For this exercise, repeat all of the material verbatim apart from its images.

..........

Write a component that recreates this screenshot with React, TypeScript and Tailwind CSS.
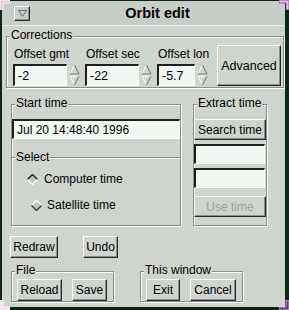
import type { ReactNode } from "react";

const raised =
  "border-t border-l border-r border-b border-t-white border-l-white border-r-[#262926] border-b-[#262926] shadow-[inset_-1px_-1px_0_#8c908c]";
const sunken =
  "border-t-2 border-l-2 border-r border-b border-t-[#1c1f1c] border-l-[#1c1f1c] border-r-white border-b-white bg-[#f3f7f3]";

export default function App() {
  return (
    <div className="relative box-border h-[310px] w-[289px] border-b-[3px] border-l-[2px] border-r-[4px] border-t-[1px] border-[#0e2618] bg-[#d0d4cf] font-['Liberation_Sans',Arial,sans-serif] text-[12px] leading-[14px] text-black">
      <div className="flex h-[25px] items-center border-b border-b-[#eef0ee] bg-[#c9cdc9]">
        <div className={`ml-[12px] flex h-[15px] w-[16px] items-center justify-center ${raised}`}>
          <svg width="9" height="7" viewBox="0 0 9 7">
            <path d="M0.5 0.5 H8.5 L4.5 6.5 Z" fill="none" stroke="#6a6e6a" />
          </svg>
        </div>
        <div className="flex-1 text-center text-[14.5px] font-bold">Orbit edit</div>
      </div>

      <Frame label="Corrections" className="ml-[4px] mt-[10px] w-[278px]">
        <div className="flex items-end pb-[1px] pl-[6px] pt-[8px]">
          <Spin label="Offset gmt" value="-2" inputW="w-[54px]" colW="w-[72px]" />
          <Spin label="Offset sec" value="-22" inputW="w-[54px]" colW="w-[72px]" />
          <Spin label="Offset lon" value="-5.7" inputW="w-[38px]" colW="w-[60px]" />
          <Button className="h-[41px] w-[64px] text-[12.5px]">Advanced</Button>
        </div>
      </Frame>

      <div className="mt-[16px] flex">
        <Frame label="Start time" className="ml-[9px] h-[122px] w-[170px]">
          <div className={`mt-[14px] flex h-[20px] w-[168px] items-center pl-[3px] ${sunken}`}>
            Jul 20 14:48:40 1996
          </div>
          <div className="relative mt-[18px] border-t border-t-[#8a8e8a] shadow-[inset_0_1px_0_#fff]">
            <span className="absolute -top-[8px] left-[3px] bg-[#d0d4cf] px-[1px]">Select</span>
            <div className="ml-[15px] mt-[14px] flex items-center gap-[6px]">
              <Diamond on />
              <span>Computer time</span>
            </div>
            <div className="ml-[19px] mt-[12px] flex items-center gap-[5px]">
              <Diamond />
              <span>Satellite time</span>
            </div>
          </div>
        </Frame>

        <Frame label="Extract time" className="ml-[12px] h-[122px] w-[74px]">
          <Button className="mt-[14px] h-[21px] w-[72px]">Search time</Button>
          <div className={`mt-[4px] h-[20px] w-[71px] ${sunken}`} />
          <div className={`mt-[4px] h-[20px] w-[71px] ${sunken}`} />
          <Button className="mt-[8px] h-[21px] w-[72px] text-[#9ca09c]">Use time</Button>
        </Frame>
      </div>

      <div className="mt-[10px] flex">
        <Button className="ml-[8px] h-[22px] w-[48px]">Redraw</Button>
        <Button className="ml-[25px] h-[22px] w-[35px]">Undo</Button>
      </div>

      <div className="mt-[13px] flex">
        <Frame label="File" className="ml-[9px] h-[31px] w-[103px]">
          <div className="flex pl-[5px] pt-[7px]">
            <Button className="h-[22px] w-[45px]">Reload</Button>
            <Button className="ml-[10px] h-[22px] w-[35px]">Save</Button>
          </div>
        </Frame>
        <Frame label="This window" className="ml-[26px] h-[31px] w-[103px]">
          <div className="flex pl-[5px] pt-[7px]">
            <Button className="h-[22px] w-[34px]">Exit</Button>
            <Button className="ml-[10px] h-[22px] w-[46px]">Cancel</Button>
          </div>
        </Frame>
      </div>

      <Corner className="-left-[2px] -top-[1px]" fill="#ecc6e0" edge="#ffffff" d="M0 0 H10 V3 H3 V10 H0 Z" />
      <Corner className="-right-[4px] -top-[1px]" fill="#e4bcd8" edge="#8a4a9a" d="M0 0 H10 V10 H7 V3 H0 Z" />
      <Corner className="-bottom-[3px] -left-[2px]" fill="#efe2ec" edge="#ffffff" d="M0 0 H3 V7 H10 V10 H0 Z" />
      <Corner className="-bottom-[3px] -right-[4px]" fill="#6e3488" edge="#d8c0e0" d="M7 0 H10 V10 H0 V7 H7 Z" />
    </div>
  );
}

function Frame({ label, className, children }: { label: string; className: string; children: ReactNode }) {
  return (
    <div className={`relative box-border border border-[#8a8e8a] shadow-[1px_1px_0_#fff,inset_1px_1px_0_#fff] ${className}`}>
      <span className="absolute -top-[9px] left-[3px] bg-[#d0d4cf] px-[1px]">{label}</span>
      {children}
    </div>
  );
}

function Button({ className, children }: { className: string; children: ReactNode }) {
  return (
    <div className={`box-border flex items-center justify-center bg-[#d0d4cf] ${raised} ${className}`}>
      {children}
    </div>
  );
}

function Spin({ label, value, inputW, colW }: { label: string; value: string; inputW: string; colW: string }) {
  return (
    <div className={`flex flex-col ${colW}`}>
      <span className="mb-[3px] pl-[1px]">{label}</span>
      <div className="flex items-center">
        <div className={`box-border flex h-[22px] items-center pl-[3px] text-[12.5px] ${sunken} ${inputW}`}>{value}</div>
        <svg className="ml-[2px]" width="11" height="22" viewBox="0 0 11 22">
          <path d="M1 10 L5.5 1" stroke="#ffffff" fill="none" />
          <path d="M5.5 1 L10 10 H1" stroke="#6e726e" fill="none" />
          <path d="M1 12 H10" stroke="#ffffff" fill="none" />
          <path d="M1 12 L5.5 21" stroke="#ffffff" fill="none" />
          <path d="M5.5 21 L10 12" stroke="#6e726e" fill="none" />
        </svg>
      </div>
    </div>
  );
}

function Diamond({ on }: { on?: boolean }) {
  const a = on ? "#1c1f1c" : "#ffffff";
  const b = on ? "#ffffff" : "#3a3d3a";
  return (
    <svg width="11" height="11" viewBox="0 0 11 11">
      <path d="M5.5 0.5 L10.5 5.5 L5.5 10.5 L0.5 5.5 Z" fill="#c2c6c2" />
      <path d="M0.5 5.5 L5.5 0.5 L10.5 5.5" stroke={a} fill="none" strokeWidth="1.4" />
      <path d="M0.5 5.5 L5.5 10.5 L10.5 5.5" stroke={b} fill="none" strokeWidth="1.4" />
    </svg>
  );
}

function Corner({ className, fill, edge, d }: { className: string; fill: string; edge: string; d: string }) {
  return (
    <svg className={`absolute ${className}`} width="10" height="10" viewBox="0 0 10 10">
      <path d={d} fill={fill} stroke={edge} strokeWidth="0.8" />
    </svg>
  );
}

..........

EXPECTED OUTPUT =
Write a component that recreates this screenshot with React, TypeScript and Tailwind CSS.
import type { ReactNode } from "react";

const raised =
  "border-t border-l border-r border-b border-t-white border-l-white border-r-[#262926] border-b-[#262926] shadow-[inset_-1px_-1px_0_#8c908c]";
const sunken =
  "border-t-2 border-l-2 border-r border-b border-t-[#1c1f1c] border-l-[#1c1f1c] border-r-white border-b-white bg-[#f3f7f3]";

export default function App() {
  return (
    <div className="relative box-border h-[310px] w-[289px] border-b-[3px] border-l-[2px] border-r-[4px] border-t-[1px] border-[#0e2618] bg-[#d0d4cf] font-['Liberation_Sans',Arial,sans-serif] text-[12px] leading-[14px] text-black">
      <div className="flex h-[25px] items-center border-b border-b-[#eef0ee] bg-[#c9cdc9]">
        <div className={`ml-[12px] flex h-[15px] w-[16px] items-center justify-center ${raised}`}>
          <svg width="9" height="7" viewBox="0 0 9 7">
            <path d="M0.5 0.5 H8.5 L4.5 6.5 Z" fill="none" stroke="#6a6e6a" />
          </svg>
        </div>
        <div className="flex-1 text-center text-[14.5px] font-bold">Orbit edit</div>
      </div>

      <Frame label="Corrections" className="ml-[4px] mt-[10px] w-[278px]">
        <div className="flex items-end pb-[1px] pl-[6px] pt-[8px]">
          <Spin label="Offset gmt" value="-2" inputW="w-[54px]" colW="w-[72px]" />
          <Spin label="Offset sec" value="-22" inputW="w-[54px]" colW="w-[72px]" />
          <Spin label="Offset lon" value="-5.7" inputW="w-[38px]" colW="w-[60px]" />
          <Button className="h-[41px] w-[64px] text-[12.5px]">Advanced</Button>
        </div>
      </Frame>

      <div className="mt-[16px] flex">
        <Frame label="Start time" className="ml-[9px] h-[122px] w-[170px]">
          <div className={`mt-[14px] flex h-[20px] w-[168px] items-center pl-[3px] ${sunken}`}>
            Jul 20 14:48:40 1996
          </div>
          <div className="relative mt-[18px] border-t border-t-[#8a8e8a] shadow-[inset_0_1px_0_#fff]">
            <span className="absolute -top-[8px] left-[3px] bg-[#d0d4cf] px-[1px]">Select</span>
            <div className="ml-[15px] mt-[14px] flex items-center gap-[6px]">
              <Diamond on />
              <span>Computer time</span>
            </div>
            <div className="ml-[19px] mt-[12px] flex items-center gap-[5px]">
              <Diamond />
              <span>Satellite time</span>
            </div>
          </div>
        </Frame>

        <Frame label="Extract time" className="ml-[12px] h-[122px] w-[74px]">
          <Button className="mt-[14px] h-[21px] w-[72px]">Search time</Button>
          <div className={`mt-[4px] h-[20px] w-[71px] ${sunken}`} />
          <div className={`mt-[4px] h-[20px] w-[71px] ${sunken}`} />
          <Button className="mt-[8px] h-[21px] w-[72px] text-[#9ca09c]">Use time</Button>
        </Frame>
      </div>

      <div className="mt-[10px] flex">
        <Button className="ml-[8px] h-[22px] w-[48px]">Redraw</Button>
        <Button className="ml-[25px] h-[22px] w-[35px]">Undo</Button>
      </div>

      <div className="mt-[13px] flex">
        <Frame label="File" className="ml-[9px] h-[31px] w-[103px]">
          <div className="flex pl-[5px] pt-[7px]">
            <Button className="h-[22px] w-[45px]">Reload</Button>
            <Button className="ml-[10px] h-[22px] w-[35px]">Save</Button>
          </div>
        </Frame>
        <Frame label="This window" className="ml-[26px] h-[31px] w-[103px]">
          <div className="flex pl-[5px] pt-[7px]">
            <Button className="h-[22px] w-[34px]">Exit</Button>
            <Button className="ml-[10px] h-[22px] w-[46px]">Cancel</Button>
          </div>
        </Frame>
      </div>

      <Corner className="-left-[2px] -top-[1px]" fill="#ecc6e0" edge="#ffffff" d="M0 0 H10 V3 H3 V10 H0 Z" />
      <Corner className="-right-[4px] -top-[1px]" fill="#e4bcd8" edge="#8a4a9a" d="M0 0 H10 V10 H7 V3 H0 Z" />
      <Corner className="-bottom-[3px] -left-[2px]" fill="#efe2ec" edge="#ffffff" d="M0 0 H3 V7 H10 V10 H0 Z" />
      <Corner className="-bottom-[3px] -right-[4px]" fill="#6e3488" edge="#d8c0e0" d="M7 0 H10 V10 H0 V7 H7 Z" />
    </div>
  );
}

function Frame({ label, className, children }: { label: string; className: string; children: ReactNode }) {
  return (
    <div className={`relative box-border border border-[#8a8e8a] shadow-[1px_1px_0_#fff,inset_1px_1px_0_#fff] ${className}`}>
      <span className="absolute -top-[9px] left-[3px] bg-[#d0d4cf] px-[1px]">{label}</span>
      {children}
    </div>
  );
}

function Button({ className, children }: { className: string; children: ReactNode }) {
  return (
    <div className={`box-border flex items-center justify-center bg-[#d0d4cf] ${raised} ${className}`}>
      {children}
    </div>
  );
}

function Spin({ label, value, inputW, colW }: { label: string; value: string; inputW: string; colW: string }) {
  return (
    <div className={`flex flex-col ${colW}`}>
      <span className="mb-[3px] pl-[1px]">{label}</span>
      <div className="flex items-center">
        <div className={`box-border flex h-[22px] items-center pl-[3px] text-[12.5px] ${sunken} ${inputW}`}>{value}</div>
        <svg className="ml-[2px]" width="11" height="22" viewBox="0 0 11 22">
          <path d="M1 10 L5.5 1" stroke="#ffffff" fill="none" />
          <path d="M5.5 1 L10 10 H1" stroke="#6e726e" fill="none" />
          <path d="M1 12 H10" stroke="#ffffff" fill="none" />
          <path d="M1 12 L5.5 21" stroke="#ffffff" fill="none" />
          <path d="M5.5 21 L10 12" stroke="#6e726e" fill="none" />
        </svg>
      </div>
    </div>
  );
}

function Diamond({ on }: { on?: boolean }) {
  const a = on ? "#1c1f1c" : "#ffffff";
  const b = on ? "#ffffff" : "#3a3d3a";
  return (
    <svg width="11" height="11" viewBox="0 0 11 11">
      <path d="M5.5 0.5 L10.5 5.5 L5.5 10.5 L0.5 5.5 Z" fill="#c2c6c2" />
      <path d="M0.5 5.5 L5.5 0.5 L10.5 5.5" stroke={a} fill="none" strokeWidth="1.4" />
      <path d="M0.5 5.5 L5.5 10.5 L10.5 5.5" stroke={b} fill="none" strokeWidth="1.4" />
    </svg>
  );
}

function Corner({ className, fill, edge, d }: { className: string; fill: string; edge: string; d: string }) {
  return (
    <svg className={`absolute ${className}`} width="10" height="10" viewBox="0 0 10 10">
      <path d={d} fill={fill} stroke={edge} strokeWidth="0.8" />
    </svg>
  );
}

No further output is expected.